Two Studies of a Man
Santi di Tito
An item at Metropolitan Museum of Art
A pupil of Bronzino and Alessandro Allori, Santi di Tito was among the founders in 1563 of the Florentine Accademia del Disegno (the Academy of Drawing). He had a leading role among the generation of late-sixteenth-century Tuscan painters who turned to the practice of carefully observed life drawing to direct their pictorial language away from an abstract Mannerist vocabulary and toward one of greater naturalism. Of great psychological presence, the figure of the balding, bearded man with a flaccid torso in this life study is portrayed with uncompromising veracity.
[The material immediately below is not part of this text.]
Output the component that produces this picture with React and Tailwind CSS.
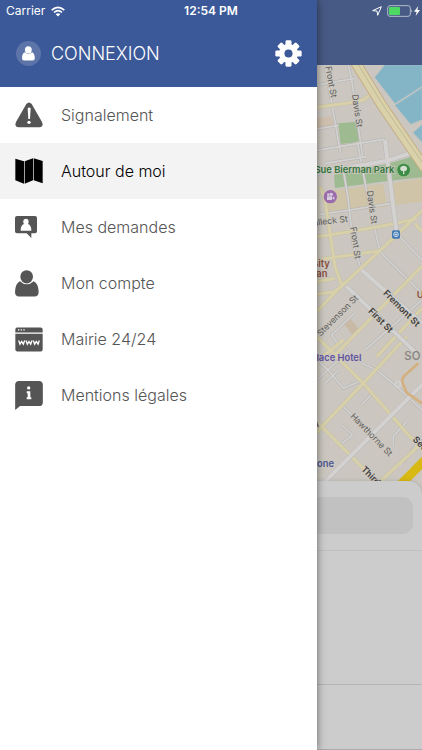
import React from 'react';

function WarningIcon() {
  return (
    <svg viewBox="0 0 84 78" className="h-[26px] w-7" aria-hidden="true">
      <path d="M34 6Q42-3 50 6L81 60Q87 75 73 76H11Q-3 75 3 60Z" fill="currentColor" />
      <path d="M38 18Q42 15 47 18L45 51H40Z" fill="#fff" />
      <circle cx="42" cy="61" r="5" fill="#fff" />
    </svg>
  );
}

function MapIcon() {
  return (
    <svg viewBox="0 0 84 78" className="h-[26px] w-7" aria-hidden="true">
      <path d="M1 2L27 10V77L1 67ZM29 10L54 1V67L29 77ZM56 1L83 9V76L56 67Z" fill="currentColor" />
    </svg>
  );
}

function RequestIcon() {
  return (
    <svg viewBox="0 0 66 66" className="size-[22px]" aria-hidden="true">
      <path d="M6 0H60Q66 0 66 6V46Q66 52 60 52H49V66L35 52H6Q0 52 0 46V6Q0 0 6 0Z" fill="currentColor" />
      <path d="M33 8C25 8 23 17 27 24Q17 27 17 44H49Q49 27 39 24C43 17 41 8 33 8Z" fill="#fff" />
    </svg>
  );
}

function PersonIcon({ className }) {
  return (
    <svg viewBox="0 0 72 80" className={className} aria-hidden="true">
      <ellipse cx="35" cy="20" rx="19" ry="20" fill="currentColor" />
      <path d="M15 33Q35 52 56 33Q70 39 71 65Q71 79 59 79H12Q0 79 0 65Q1 39 15 33Z" fill="currentColor" />
    </svg>
  );
}

function WebIcon() {
  return (
    <svg viewBox="0 0 84 74" className="h-[25px] w-7" aria-hidden="true">
      <path d="M6 1H77Q83 1 83 7V16H1V7Q1 1 6 1ZM1 20H83V67Q83 73 77 73H7Q1 73 1 67Z" fill="currentColor" />
      <path d="M9 8H13M17 8H21M25 8H29" stroke="#fff" strokeWidth="4" />
      <path d="M11 40L15 51L20 43L25 51L29 40M33 40L37 51L42 43L47 51L51 40M55 40L59 51L64 43L69 51L73 40" stroke="#fff" strokeWidth="4" fill="none" />
    </svg>
  );
}

function InfoIcon() {
  return (
    <svg viewBox="0 0 84 88" className="h-[29px] w-7" aria-hidden="true">
      <path d="M12 0H72Q84 0 84 12V65Q84 76 72 76H15L0 88V12Q0 0 12 0Z" fill="currentColor" />
      <circle cx="41" cy="21" r="5" fill="#fff" />
      <path d="M35 31H46V49H49V55H35V49H38V37H35Z" fill="#fff" />
    </svg>
  );
}

function GearIcon() {
  return (
    <svg viewBox="-40 -40 80 80" className="size-[27px]" aria-hidden="true">
      <g fill="#fff">
        {[0, 45, 90, 135].map((a) => (
          <rect key={a} x="-9" y="-39" width="18" height="78" rx="4" transform={`rotate(${a})`} />
        ))}
        <circle r="28" />
      </g>
      <circle r="12" fill="#3b5998" />
    </svg>
  );
}

function StatusBar() {
  return (
    <div className="absolute inset-x-0 top-0 grid h-[22px] grid-cols-3 items-center px-[6px] text-[12px] text-white">
      <div className="flex items-center gap-[6px]">
        <span>Carrier</span>
        <svg viewBox="0 0 42 32" className="h-[11px] w-[14px]" fill="none" stroke="#fff" strokeWidth="5" aria-hidden="true">
          <path d="M2 12Q21-5 40 12M9 19Q21 8 33 19" />
          <path d="M14 24Q21 18 28 24L21 31Z" fill="#fff" stroke="none" />
        </svg>
      </div>
      <span className="text-center font-semibold">12:54 PM</span>
      <div className="flex items-center justify-end gap-[5px]">
        <svg viewBox="0 0 30 30" className="size-[10px]" fill="none" stroke="#fff" strokeWidth="3" strokeLinejoin="round" aria-hidden="true">
          <path d="M2 14L28 2L17 28L15 15Z" />
        </svg>
        <svg viewBox="0 0 78 36" className="h-3 w-[26px]" aria-hidden="true">
          <rect x="2" y="2" width="68" height="32" rx="7" fill="none" stroke="#b4bccd" strokeWidth="3" />
          <rect x="6" y="6" width="33" height="24" rx="3" fill="#4cd964" />
          <path d="M73 13Q79 18 73 23Z" fill="#b4bccd" />
        </svg>
        <svg viewBox="0 0 18 30" className="-mx-1 h-[10px] w-[6px]" aria-hidden="true">
          <path d="M13 0L0 17H8L5 30L18 12H10Z" fill="#fff" />
        </svg>
      </div>
    </div>
  );
}

function CityMap() {
  const label = { fill: '#5d5c59', stroke: '#cbc7c0', strokeWidth: 4, paintOrder: 'stroke' };
  const bold = { ...label, fill: '#3e3d3c', fontWeight: 600 };
  const avenues =
    'M50 142L140 130L190 120L222 95M60 380L75 420L90 520L105 620L125 675M50 530L150 515L290 490L350 475M50 600L240 572M50 755L120 682L240 572L366 452M50 665L105 655M50 702L100 697L120 682M345 490L366 515M100 890L366 618M230 890L366 745M50 830L190 970L330 1130L366 1160M320 830L190 970L65 1100L50 1118M50 1085L65 1100L235 1270M366 1148L235 1270M50 905L130 840';
  const streets =
    'M75 15L95 130L122 280M145 15L155 60L188 292M50 75L165 55M50 207L115 196M50 271L250 238L262 300M172 245L205 420L240 575L366 700M130 330L145 420L160 560L185 630M60 463L150 450L275 430M290 520L366 600M165 758L95 825L115 855M195 870L366 720M50 900L85 930L130 985L190 960M115 930L75 970M130 1040L180 1090M125 1095L158 1125L125 1150M185 1035L215 1002M185 910L230 930L290 980L366 1050M320 1085L280 1130L280 1155M366 1130L300 1220M75 310L200 290M50 960L150 870';
  const main = 'M50 339L262 302L345 275M255 240L262 300L285 480L290 520M185 630L366 790M140 680L350 880M366 975L300 1040L75 1265';
  return (
    <svg viewBox="-900 15 1266 1296" preserveAspectRatio="xMaxYMin slice" className="h-[432px] w-full shrink-0" role="img" aria-label="Plan du quartier" fontFamily='Inter, "Liberation Sans", sans-serif'>
      <rect x="-900" y="15" width="1266" height="1296" fill="#cbc7c0" />
      <path d="M255 15L225 52L285 130L366 78V15ZM286 136L366 84V178L332 192ZM340 218L366 195V245Z" fill="#83b5c6" stroke="#98bbc5" strokeWidth="3" />
      <path d="M115 190L172 185L182 245L122 252ZM102 345L262 312L335 290L366 320V352L270 362L105 384Z" fill="#9dba91" />
      <path d="M65 395L250 372L262 440L80 460ZM278 370L366 355V425L285 435Z" fill="#cfc4a8" />
      <path d="M50 175L95 168L101 195L50 203Z" fill="#cfbfae" />
      <path d="M130 790L150 775L178 808L157 824Z" fill="#c9baa5" />
      <g fill="none" strokeLinejoin="round">
        <path d={streets} stroke="#b8b7b5" strokeWidth="9" />
        <path d={streets} stroke="#d3d2d0" strokeWidth="5" />
        <path d={avenues} stroke="#c6bfa6" strokeWidth="12" />
        <path d={avenues} stroke="#d7d0aa" strokeWidth="9" />
        <path d={main} stroke="#b9b8b7" strokeWidth="15" />
        <path d={main} stroke="#d3d2d1" strokeWidth="12" />
        <path d="M165 5L245 135L375 325" stroke="#c5a97f" strokeWidth="32" />
        <path d="M165 5L245 135L375 325" stroke="#d8d1aa" strokeWidth="27" />
        <path d="M169 5L249 135L379 325" stroke="#c3b995" strokeWidth="3" />
        <path d="M355 910L318 943Q303 955 308 970L320 998L366 1030" stroke="#d4b080" strokeWidth="8" />
        <circle cx="294" cy="973" r="8" stroke="#d5d4d3" strokeWidth="4" />
        <path d="M385 1190L290 1285" stroke="#d8b914" strokeWidth="26" />
      </g>
      <g fontSize="26" {...label}>
        <text transform="translate(76 20) rotate(80)">Front St</text>
        <text transform="translate(156 104) rotate(82)">Davis St</text>
        <text transform="translate(200 393) rotate(82)">Davis St</text>
        <text x="144" y="485" textAnchor="end" transform="rotate(-7 144 485)">Halleck St</text>
        <text transform="translate(151 502) rotate(82)">Front St</text>
        <text transform="translate(62 830) rotate(-45)">Stevenson St</text>
        <text transform="translate(150 1070) rotate(46)">Hawthorne St</text>
      </g>
      <g fontSize="27" {...bold}>
        <text transform="translate(248 701) rotate(45)">Fremont St</text>
        <text transform="translate(203 755) rotate(45)">First St</text>
        <text transform="translate(337 1140) rotate(45)">Second</text>
        <text transform="translate(182 1229) rotate(45)">Third</text>
      </g>
      <g fontSize="28" fontWeight="600" stroke="#cbc7c0" strokeWidth="4" paintOrder="stroke">
        <text x="283" y="340" textAnchor="end" fill="#32763a">Sue Bierman Park</text>
        <text x="89" y="620" textAnchor="end" fill="#8a4f3c">University</text>
        <text x="82" y="650" textAnchor="end" fill="#8a4f3c">Club San</text>
        <text x="350" y="714" fill="#8a4f3c">U</text>
        <text x="184" y="903" textAnchor="end" fill="#62539f">Palace Hotel</text>
        <text x="102" y="1221" textAnchor="end" fill="#4c5690">one</text>
        <text x="57" y="1100" textAnchor="end" fill="#6d4b3c">A</text>
      </g>
      <text x="313" y="900" fontSize="34" fontWeight="500" fill="#85827e">SO</text>
      <circle cx="311" cy="330" r="19" fill="#3c8c46" />
      <path d="M311 317C299 317 297 331 307 333H309V343H313V333H315C325 331 323 317 311 317Z" fill="#d6dfd2" />
      <circle cx="91" cy="410" r="20" fill="#9b6bae" />
      <path d="M81 409H96V420H81ZM97 413L103 409V419L97 416Z" fill="#d8cddd" />
      <circle cx="85" cy="404" r="4" fill="#d8cddd" />
      <circle cx="94" cy="403" r="5" fill="#d8cddd" />
      <rect x="276" y="511" width="24" height="25" rx="5" fill="#4179b5" />
      <circle cx="288" cy="523" r="7" fill="none" stroke="#cbdbe8" strokeWidth="3" />
      <path d="M284 521H292V526H284Z" fill="#cbdbe8" />
    </svg>
  );
}

const items = [
  { text: 'Signalement', icon: <WarningIcon /> },
  { text: 'Autour de moi', icon: <MapIcon />, active: true },
  { text: 'Mes demandes', icon: <RequestIcon /> },
  { text: 'Mon compte', icon: <PersonIcon className="h-[27px] w-6" /> },
  { text: 'Mairie 24/24', icon: <WebIcon /> },
  { text: 'Mentions légales', icon: <InfoIcon /> },
];

export default function App() {
  return (
    <div className="relative flex min-h-screen flex-col overflow-hidden bg-[#cccccc] font-['Inter','Liberation_Sans',sans-serif]">
      <div className="h-[65px] shrink-0 bg-[#475a85]" />
      <CityMap />
      <section className="relative -mt-4 flex grow flex-col rounded-t-[14px] border-b border-[#aaaaae] bg-[#cccccc] shadow-[0_0_4px_rgba(0,0,0,0.15)]">
        <div className="border-b border-[#c0c0c0] px-[9px] py-4">
          <input type="search" aria-label="Rechercher" className="block h-[37px] w-full rounded-[10px] bg-[#c1c1c1] px-3" />
        </div>
        <div className="h-[134px] border-b border-[#b3b3b8]" />
      </section>

      <aside className="absolute inset-y-0 left-0 w-3/4 bg-white shadow-[0_0_8px_rgba(0,0,0,0.5)]">
        <header className="flex h-[87px] items-center justify-between bg-[#3b5998] pt-5 pr-[15px] pl-4">
          <button type="button" className="flex items-center gap-[10px] text-[18px] font-light text-white">
            <span className="flex size-[25px] items-center justify-center rounded-full bg-[#5c74a8]">
              <PersonIcon className="h-[15px] w-[13px]" />
            </span>
            CONNEXION
          </button>
          <button type="button" aria-label="Paramètres">
            <GearIcon />
          </button>
        </header>
        <nav>
          {items.map((item) => (
            <a
              key={item.text}
              href="#"
              aria-current={item.active ? 'page' : undefined}
              className={`flex h-14 items-center px-[15px] text-[16px] font-light ${item.active ? 'bg-[#f3f3f3] text-black' : 'text-[#555555]'}`}
            >
              <span className="flex w-[46px] shrink-0 items-center">{item.icon}</span>
              {item.text}
            </a>
          ))}
        </nav>
      </aside>
      <StatusBar />
    </div>
  );
}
The artist played the softly blended chalk against the white of the paper to create a delicate luminous effect. The naturalistic vocabulary of the figure is reminiscent of Santi di Tito's Resurrection altarpiece in Santa Croce, Florence of 1573–74, and The Supper at Emaus of 1574.
Drawings and Prints
An exhibit at Metropolitan Museum of Art
The Department’s vast collection of works on paper comprises approximately 21,000 drawings, 1.2 million prints, and 12,000 illustrated books created in Europe and the Americas from about 1400 to the present day. Since its foundation in 1916, the Department has been committed to collecting a wide range of works on paper, which includes both pieces that are incredibly rare and lauded for their aesthetic appeal, as well as material that is more popular, functional, and ephemeral. The broad scope of the department’s collecting encourages questions of connoisseurship as well as those pertaining to function and context, and demonstrates the vital role that prints, drawings, and illustrated books have played throughout history.